PARIS (AFP) — Wealthy nations are shirking their duty to take a strong lead in fighting global warming, the UN's top climate official said Friday, a day ahead of a G8 meeting of environment ministers in Kobe, Japan.
"We really need a push now from G8 countries to show leadership," said Yvo de Boer, Executive Secretary of the United Nations Framework Convention on Climate Change (UNFCCC).
Industrialised nations must show how they intend to engage major developing economies such as China, India and Brazil "to ensure that we really have a long-term climate agreement" by the December 2009 deadline set in hard-fought UN negotiations in Bali last December, he told AFP in an interview.
"I am not seeing this push yet," he said.
Reaching a consensus on medium- and long-term goals for reducing greenhouse gases ahead of the G8 summit in July, also taking place in Japan, would be "very difficult", he predicted.
De Boer, in an unusual expression of frustration, was notably concerned that Europe was softening is landmark commitments to cut greenhouse gases, thus sending the wrong signal to developing nations.
"The whole world gave a standing ovation when Europe announced last year its willingness to reduce its emissions by 20 percent, and perhaps by 30 percent of others join in," he said.
"But now this position is under a lot of pressure, especially from European Union industries," he said.
Multinationals from the cement, power, steel and petrochemical sectors have threatened to move operations outside Europe unless a plan to sell carbon emission permits -- a cornerstone of EU plans to curb climate change -- are scrapped.
The United States and Japan, de Boer said, have focused too much on fixing a long-range objective for 2050 and industry-by-industry goals for slashing harmful gases.
"If you are a businessman planning an investment, you probably want to know more about where governments intend to go in 2020 rather than the middle of the century," he said.
"We need a clear indication on how much they intend to reduce their emissions in the medium term, and not just by 2050," he added.
The administration of George W. Bush and some other advanced-economy nations has balked at making mandatory cuts in greenhouse gases until developing nations such as China -- the world's second-largest emitter of carbon dioxide -- take on firm commitments as well.

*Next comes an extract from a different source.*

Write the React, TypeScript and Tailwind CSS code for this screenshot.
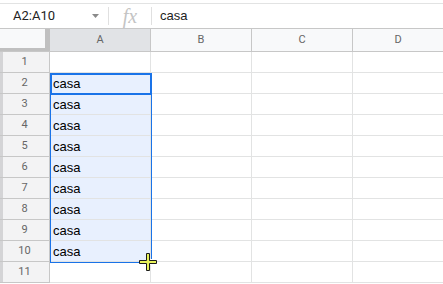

These rapidly industrialising nations counter that advanced economies are largely responsible for CO2 emissions over the last two centuries, and that per capita emissions remain far lower in the developing world.
De Boer also chided Japan for sending mixed signals on how it intends to tackling global warming.
"I hear the prime minister (Yasuo Fukuda) is still very much committed to national reduction targets for Japan, but at the same time I hear other Japanese representatives talking about the fact that a sectorial approach would be better," he said.
Industry-wide voluntary agreements to cut carbon emissions are laudable but cannot replace binding national commitments if the world is to escape the most severe consequences of global warming, de Boer has said.
The environment meeting this weekend in Japan is critical, he added, because it is the last before world leaders from G8 nations -- Japan, Russia, France, Britain, Germany, Italy, Canada and the United States -- meet in July, when they are expected to make a key declaration on global warming.
What they say will give a clear indication to developing nations "where they want their emissions to be in 2050," the UN negotiator said.
De Boer also expressed skepticism of French President Nicolas Sarkozy's idea of establishing a carbon tax on all goods coming into the European Union from countries that have not committed to reducing CO2 emissions under the Kyoto Protocol.
"Saying at the beginning of a relationship what you intend to do if the relationship goes wrong is not the best thing to build confidence," he said, noting that the effort to include developing nations in a long-term solution to climate change has only recently gathered momentum.